Mooren's ulcer is a chronic marginal cor­neal ulcer of obscure aetiology occurring in elderly people. It starts in the corneal periphery and slowly progresses towards the centre, circumferentially as well as towards the sclera; with gradual thinning of substantia propria having a characteristic overhanging edge.

Several theories have been suggested to explain the aetiology; these include infective, degenerative, metabolic, nutritional and autoimmune. According to autoimmune theory autoantibodies are supplied by perilimbal vessels to corneal periphery where the antigen-antibody reaction sets up the des­tructive process.

Despite the availability of several modes of treatment, none proved to be satisfactory and the end result is almost invariably loss of the eye, Keeping in mind the autoimmume basis of the ulcer we have applied the process of peritomy in 7 cases in order to destroy the perilimbal blood vessels in the vicinity of ulcer, so as to stop further supply of antibodies to the affected peripheral cornea. The results were encouraging in all the cases.


During the period from January 1982 to September 1982, 7 cases of marginal corneal ulcer attending the Eye O.P.D. of North Bengal Medical College and Hospital were treated by this method. The cases fulfilled the following criteria:

1. Elderly patients

2. Long standing manginal corneal ulcer not responding to any form of treatment.

3. Ulcer gradually progressing towards cor­nea as well as sclera.

4. characteristic overhanging edge of ulcer.

Incidentally all the patients were male.

One patient was aged 41 years, others were above 55 years of age, The ulcer was bilateral in one case.

Peritomy was performed under local anaesthesia. Xylocaine 4% was used as sur­face anaesthesia and Xylocaine 2% was infiltrated subconjunctivally in the selected area. A 3 mm broad strip of conjunctiva extending on either side 1 mm. beyond the extent of the ulcer [Figure 1] was removed from the limbus.

The underlying bloodvessels were des­troyed thoroughly by heat cautery. Care was taken to avoid excessive cautery causing char­ring of sclera. An antibiotic eye drop was applied and the eye was patched for 3-4 days. The antibiotic eye drop was continued for further 10 days. The patients were subsequen­tly followed up once a week for 4 weeks and once a month thereafter. The average follow up period till now is 6 months.


In all the cases the progress of the ulcer stopped after the peritomy. The eye became quiet in one week and ulcer was completely healed in 2 weeks period.

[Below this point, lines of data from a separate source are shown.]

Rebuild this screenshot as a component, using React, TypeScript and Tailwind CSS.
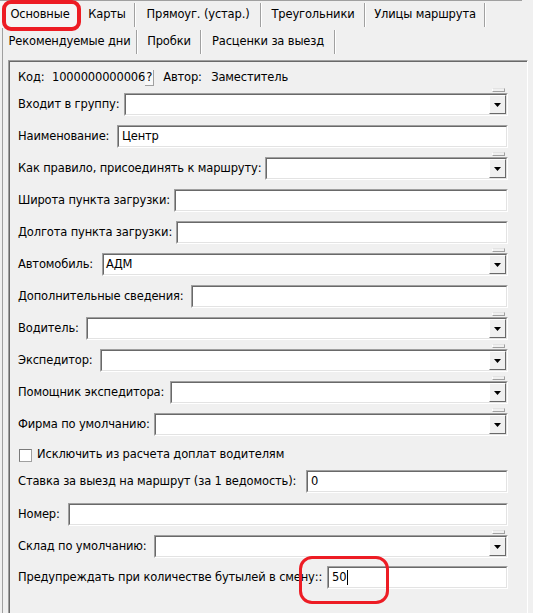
import React from "react";

const F = "font-['DejaVu_Sans',sans-serif]";

function Sunken({ children, className = "" }: { children?: React.ReactNode; className?: string }) {
  return (
    <div className={`h-[23px] border-t border-l border-t-[#a0a0a0] border-l-[#a0a0a0] border-b border-r border-b-white border-r-white ${className}`}>
      <div className="h-full border-t border-l border-t-[#696969] border-l-[#696969] border-b border-r border-b-[#e3e3e3] border-r-[#e3e3e3] bg-white flex items-center pl-[2px] relative">
        {children}
      </div>
    </div>
  );
}

function Combo({ value }: { value?: string }) {
  return (
    <div className="flex-1 relative">
      <Sunken>
        <span className="flex-1">{value}</span>
        <div className="w-[17px] h-[19px] mr-0 bg-[#f0f0f0] border-t border-l border-t-white border-l-white border-b border-r border-b-[#696969] border-r-[#696969] flex items-center justify-center">
          <svg width="7" height="4" viewBox="0 0 7 4"><path d="M0 0h7L3.5 4z" fill="#000" /></svg>
        </div>
      </Sunken>
      <div className="absolute right-[3px] top-[-5px] w-[13px] h-[4px] bg-[#f0f0f0] border-t border-t-[#e3e3e3] border-b border-b-[#a0a0a0] border-l border-l-white border-r border-r-[#a0a0a0]" />
    </div>
  );
}

function Row({ label, w, mt, children }: { label: string; w: number; mt: string; children: React.ReactNode }) {
  return (
    <div className={`flex items-center h-[23px] ${mt}`}>
      <div className="whitespace-nowrap shrink-0" style={{ width: w }}>{label}</div>
      {children}
    </div>
  );
}

export default function App() {
  const tab = "flex items-center justify-center whitespace-nowrap h-full";
  const sep = "w-[2px] h-[24px] border-l border-l-[#a0a0a0] border-r border-r-white self-center";
  return (
    <div className={`w-[533px] h-[613px] bg-[#f0f0f0] relative overflow-hidden text-[11.5px] tracking-[-0.15px] text-black ${F}`}>
      {/* top line */}
      <div className="h-[1px] w-[522px] bg-[#a0a0a0]" />
      {/* tab row 1 */}
      <div className="flex h-[27px]">
        <div className={`${tab} w-[80px] bg-[#f5f5f5]`}>Основные</div>
        <div className={`${tab} w-[54px]`}>Карты</div>
        <div className={sep} />
        <div className={`${tab} w-[124px]`}>Прямоуг. (устар.)</div>
        <div className={sep} />
        <div className={`${tab} w-[102px]`}>Треугольники</div>
        <div className={sep} />
        <div className={`${tab} w-[118px]`}>Улицы маршрута</div>
        <div className={sep} />
      </div>
      {/* tab row 2 */}
      <div className="flex h-[27px] border-l border-l-[#a0a0a0] ml-[2px]">
        <div className={`${tab} w-[133px]`}>Рекомендуемые дни</div>
        <div className={sep} />
        <div className={`${tab} w-[62px]`}>Пробки</div>
        <div className={sep} />
        <div className={`${tab} w-[132px]`}>Расценки за выезд</div>
        <div className={sep} />
      </div>
      {/* frame */}
      <div className="ml-[2px] border-l border-l-[#a0a0a0] pt-[5px] pl-[5px] h-[600px]">
        <div className="w-[520px] h-[600px] border-t border-l border-t-[#a0a0a0] border-l-[#a0a0a0] border-r border-r-white">
          <div className="h-full border-t border-l border-t-[#696969] border-l-[#696969] pl-[8px] pr-[19px]">
            <div className="flex items-center h-[22px] mt-[5px] whitespace-nowrap">
              <span className="w-[34px]">Код:</span>
              <span>1000000000006</span>
              <span className="inline-flex items-center justify-center w-[9px] h-[16px] leading-none border-r border-b border-r-[#a0a0a0] border-b-[#a0a0a0] bg-[#f8f8f8]">?</span>
              <span className="ml-[9px] w-[48px]">Автор:</span>
              <span>Заместитель</span>
            </div>
            <Row label="Входит в группу:" w={106} mt="mt-[4px]"><Combo /></Row>
            <Row label="Наименование:" w={99} mt="mt-[9px]">
              <Sunken className="flex-1"><span className="pl-[1px]">Центр</span></Sunken>
            </Row>
            <Row label="Как правило, присоединять к маршруту:" w={247} mt="mt-[9px]"><Combo /></Row>
            <Row label="Широта пункта загрузки:" w={156} mt="mt-[9px]"><Sunken className="flex-1" /></Row>
            <Row label="Долгота пункта загрузки:" w={158} mt="mt-[9px]"><Sunken className="flex-1" /></Row>
            <Row label="Автомобиль:" w={84} mt="mt-[9px]"><Combo value="АДМ" /></Row>
            <Row label="Дополнительные сведения:" w={173} mt="mt-[9px]"><Sunken className="flex-1" /></Row>
            <Row label="Водитель:" w={68} mt="mt-[9px]"><Combo /></Row>
            <Row label="Экспедитор:" w={82} mt="mt-[9px]"><Combo /></Row>
            <Row label="Помощник экспедитора:" w={152} mt="mt-[9px]"><Combo /></Row>
            <Row label="Фирма по умолчанию:" w={136} mt="mt-[9px]"><Combo /></Row>
            <div className="flex items-center h-[22px] mt-[8px] whitespace-nowrap">
              <div className="w-[13px] h-[13px] ml-[1px] bg-white border border-[#7a7a7a] border-b-[#a0a0a0] border-r-[#a0a0a0]" />
              <span className="ml-[5px]">Исключить из расчета доплат водителям</span>
            </div>
            <Row label="Ставка за выезд на маршрут (за 1 ведомость):" w={288} mt="mt-[4px]">
              <Sunken className="flex-1"><span className="pl-[1px]">0</span></Sunken>
            </Row>
            <Row label="Номер:" w={50} mt="mt-[10px]"><Sunken className="flex-1" /></Row>
            <Row label="Склад по умолчанию:" w={136} mt="mt-[9px]"><Combo /></Row>
            <Row label="Предупреждать при количестве бутылей в смену::" w={309} mt="mt-[8px]">
              <Sunken className="flex-1">
                <span className="pl-[1px]">50</span>
                <span className="w-[1px] h-[15px] bg-black ml-[1px]" />
              </Sunken>
            </Row>
          </div>
        </div>
      </div>
      {/* red annotation rings */}
      <div className="absolute left-[2px] top-[0px] w-[79px] h-[31px] border-[4px] border-[#ed1c24] rounded-[9px]" />
      <div className="absolute left-[299px] top-[556px] w-[90px] h-[48px] border-[3px] border-[#ed1c24] rounded-[13px]" />
    </div>
  );
}
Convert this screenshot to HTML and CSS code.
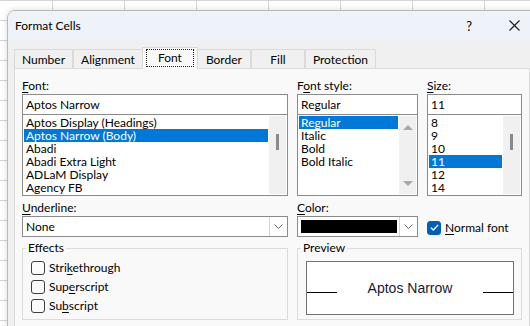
FILE: index.html
```html
<!DOCTYPE html>
<html lang="en">
<head>
    <link rel="stylesheet" href="styles.css">
</head>
<body>
    <div class="sheet">
        <div class="dialog">
            <div class="titlebar">
                <span class="title">Format Cells</span>
                <span class="help">?</span>
                <svg class="close" width="11" height="11" viewBox="0 0 11 11">
                    <path d="M0.5 0.5 L10.5 10.5 M10.5 0.5 L0.5 10.5" stroke="#1a1a1a" stroke-width="1.1" fill="none"/>
                </svg>
            </div>

            <div class="dialog-body">
                <div class="tabs">
                    <div class="tab">Number</div>
                    <div class="tab">Alignment</div>
                    <div class="tab active"><span class="focus">Font</span></div>
                    <div class="tab">Border</div>
                    <div class="tab">Fill</div>
                    <div class="tab">Protection</div>
                </div>

                <div class="page">
                    <div class="form-grid">
                        <!-- row 1 -->
                        <div class="field">
                            <div class="label"><u>F</u>ont:</div>
                            <div class="textbox">Aptos Narrow</div>
                            <div class="listbox">
                                <div class="items">
                                    <div class="item">Aptos Display (Headings)</div>
                                    <div class="item selected">Aptos Narrow (Body)</div>
                                    <div class="item">Abadi</div>
                                    <div class="item">Abadi Extra Light</div>
                                    <div class="item">ADLaM Display</div>
                                    <div class="item">Agency FB</div>
                                </div>
                                <div class="scrollbar"><div class="thumb"></div></div>
                            </div>
                        </div>

                        <div class="field">
                            <div class="label">F<u>o</u>nt style:</div>
                            <div class="textbox">Regular</div>
                            <div class="listbox">
                                <div class="items">
                                    <div class="item selected">Regular</div>
                                    <div class="item">Italic</div>
                                    <div class="item">Bold</div>
                                    <div class="item">Bold Italic</div>
                                </div>
                                <div class="scrollbar arrows">
                                    <span class="arrow up"></span>
                                    <span class="arrow down"></span>
                                </div>
                            </div>
                        </div>

                        <div class="field">
                            <div class="label"><u>S</u>ize:</div>
                            <div class="textbox">11</div>
                            <div class="listbox">
                                <div class="items">
                                    <div class="item">8</div>
                                    <div class="item">9</div>
                                    <div class="item">10</div>
                                    <div class="item selected">11</div>
                                    <div class="item">12</div>
                                    <div class="item">14</div>
                                </div>
                                <div class="scrollbar"><div class="thumb"></div></div>
                            </div>
                        </div>

                        <!-- row 2 -->
                        <div class="field">
                            <div class="label"><u>U</u>nderline:</div>
                            <div class="combo">
                                <span class="combo-value">None</span>
                                <span class="drop">
                                    <svg width="9" height="5" viewBox="0 0 9 5"><path d="M0.5 0.5 L4.5 4.5 L8.5 0.5" stroke="#6b6b6b" fill="none"/></svg>
                                </span>
                            </div>
                        </div>

                        <div class="field">
                            <div class="label"><u>C</u>olor:</div>
                            <div class="combo">
                                <span class="swatch"></span>
                                <span class="drop">
                                    <svg width="9" height="5" viewBox="0 0 9 5"><path d="M0.5 0.5 L4.5 4.5 L8.5 0.5" stroke="#6b6b6b" fill="none"/></svg>
                                </span>
                            </div>
                        </div>

                        <div class="field normal-font">
                            <label class="check">
                                <span class="box checked">
                                    <svg width="9" height="7" viewBox="0 0 9 7"><path d="M0.8 3.6 L3.3 6 L8.2 0.9" stroke="#fff" stroke-width="1.3" fill="none"/></svg>
                                </span>
                                <span><u>N</u>ormal font</span>
                            </label>
                        </div>

                        <!-- row 3 -->
                        <fieldset class="group">
                            <legend>Effects</legend>
                            <label class="check row"><span class="box"></span><span>Stri<u>k</u>ethrough</span></label>
                            <label class="check row"><span class="box"></span><span>Sup<u>e</u>rscript</span></label>
                            <label class="check row"><span class="box"></span><span>Su<u>b</u>script</span></label>
                        </fieldset>

                        <fieldset class="group preview-group">
                            <legend>Preview</legend>
                            <div class="preview">
                                <span class="rule"></span>
                                <span class="sample">Aptos Narrow</span>
                                <span class="rule"></span>
                            </div>
                        </fieldset>
                    </div>
                </div>
            </div>
        </div>
    </div>
</body>
</html>
```

FILE: styles.css
```css
body {
    margin: 0;
    width: 530px;
    height: 326px;
    overflow: hidden;
    font-family: Lato, 'Liberation Sans', Arial, sans-serif;
    font-size: 12px;
    color: #000;
    background-color: #fff;
    background-image:
        linear-gradient(to right, #d6d6d6 1px, transparent 1px),
        linear-gradient(to bottom, #d6d6d6 1px, transparent 1px);
    background-size: 72px 20px;
    background-position: 52px 0, 0 0;
}

u {
    text-decoration-thickness: 1px;
    text-underline-offset: 2px;
}

.sheet {
    padding: 10px 0 0 7px;
}

.dialog {
    width: 530px;
    height: 330px;
    background: #f0f0f0;
    border: 1px solid #b9b9b9;
    border-radius: 8px 0 0 0;
    overflow: hidden;
    box-shadow: 0 0 6px rgba(0, 0, 0, 0.15);
}

/* Title bar */
.titlebar {
    display: flex;
    align-items: center;
    height: 29px;
    padding: 0 18px 0 7px;
    background: #eef2f9;
}

.title {
    flex: 1;
}

.help {
    margin-right: 37px;
    font-size: 13px;
}

/* Body + tabs */
.dialog-body {
    padding: 7px 8px 0 6px;
}

.tabs {
    display: flex;
    align-items: flex-end;
    height: 21px;
}

.tab {
    box-sizing: border-box;
    min-width: 54px;
    height: 19px;
    padding: 2px 7px 0;
    text-align: center;
    line-height: 15px;
    border: 1px solid #dadada;
    border-bottom: none;
    background: #f0f0f0;
}

.tab.active {
    position: relative;
    z-index: 1;
    height: 22px;
    padding: 1px 3px 0;
    margin: 0 -1px -1px -1px;
    background: #f9f9f9;
}

.tab.active .focus {
    display: block;
    padding: 1px 11px;
    line-height: 14px;
    border: 1px dotted #222;
}

.page {
    height: 300px;
    background: #f9f9f9;
    border: 1px solid #dadada;
    padding: 9px 7px 0 7px;
}

/* Form layout */
.form-grid {
    display: grid;
    grid-template-columns: 266px 121px 95px;
    column-gap: 9px;
    row-gap: 4px;
}

.label {
    height: 16px;
    line-height: 16px;
}

.textbox,
.combo {
    box-sizing: border-box;
    height: 21px;
    line-height: 19px;
    padding-left: 3px;
    background: #fff;
    border: 1px solid #8b8b8b;
}

.listbox {
    box-sizing: border-box;
    display: flex;
    height: 82px;
    margin-top: -1px;
    padding: 1px;
    background: #fff;
    border: 1px solid #8b8b8b;
}

.items {
    flex: 1;
}

.item {
    height: 13px;
    line-height: 13px;
    padding-left: 2px;
    margin-right: 1px;
}

.item.selected {
    background: #0078d7;
    color: #fff;
}

.scrollbar {
    width: 17px;
    background: #f0f0f0;
    display: flex;
    justify-content: center;
}

.thumb {
    width: 3px;
    height: 16px;
    margin-top: 18px;
    background: #8a8a8a;
}

.scrollbar.arrows {
    flex-direction: column;
    align-items: center;
    justify-content: space-between;
    padding: 9px 0 8px;
}

.arrow {
    width: 0;
    height: 0;
    border-left: 5px solid transparent;
    border-right: 5px solid transparent;
}

.arrow.up {
    border-bottom: 5px solid #a8a8a8;
}

.arrow.down {
    border-top: 5px solid #a8a8a8;
}

/* Combo boxes */
.combo {
    display: flex;
    align-items: stretch;
    padding: 0;
}

.combo-value {
    flex: 1;
    padding-left: 3px;
}

.swatch {
    flex: 1;
    margin: 3px 2px 3px 3px;
    background: #000;
}

.drop {
    width: 17px;
    display: flex;
    align-items: center;
    justify-content: center;
    border-left: 1px solid #d5d5d5;
    background: #fff;
}

/* Check boxes */
.normal-font {
    padding-top: 20px;
}

.check {
    display: flex;
    align-items: center;
    gap: 4px;
}

.box {
    box-sizing: border-box;
    width: 14px;
    height: 14px;
    border: 1px solid #3d3d3d;
    border-radius: 3px;
    background: #fbfbfb;
    display: flex;
    align-items: center;
    justify-content: center;
}

.box.checked {
    background: #005fb8;
    border-color: #005fb8;
}

/* Group boxes */
.group {
    box-sizing: border-box;
    margin: 0;
    min-width: 0;
    height: 79px;
    padding: 3px 8px 0;
    border: 1px solid #dcdcdc;
}

.group legend {
    padding: 0 2px;
    margin-left: -5px;
    line-height: 14px;
}

.check.row {
    height: 19px;
}

.preview-group {
    grid-column: 2 / 4;
    padding: 2px 7px 0 8px;
}

.preview {
    box-sizing: border-box;
    height: 54px;
    margin-top: 4px;
    padding-top: 18px;
    background: #fff;
    border: 1px solid #727272;
    display: flex;
    align-items: baseline;
    justify-content: space-between;
}

.rule {
    display: inline-block;
    width: 30px;
    border-top: 1px solid #000;
}

.sample {
    font-family: 'Liberation Sans', Arial, sans-serif;
    font-size: 14px;
    line-height: 16px;
    color: #1b1b2e;
}
```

Only in one patient the ulcer recurred after 3 months. The procedure was repeated in the corresponding area and the ulcer healed again quickly. In all other cases there was no recurrence of ulcer till now.


The results of available modes of treatment of Mooren's ulcer are frustrating and the end result in most cases is loss of the eye. Partial peritomy with the destruction of correspond­ing Timbal blood vessels has shown encourag­ing results. With, further cases and longer follow up period we hope to came to a more definitive conlusion.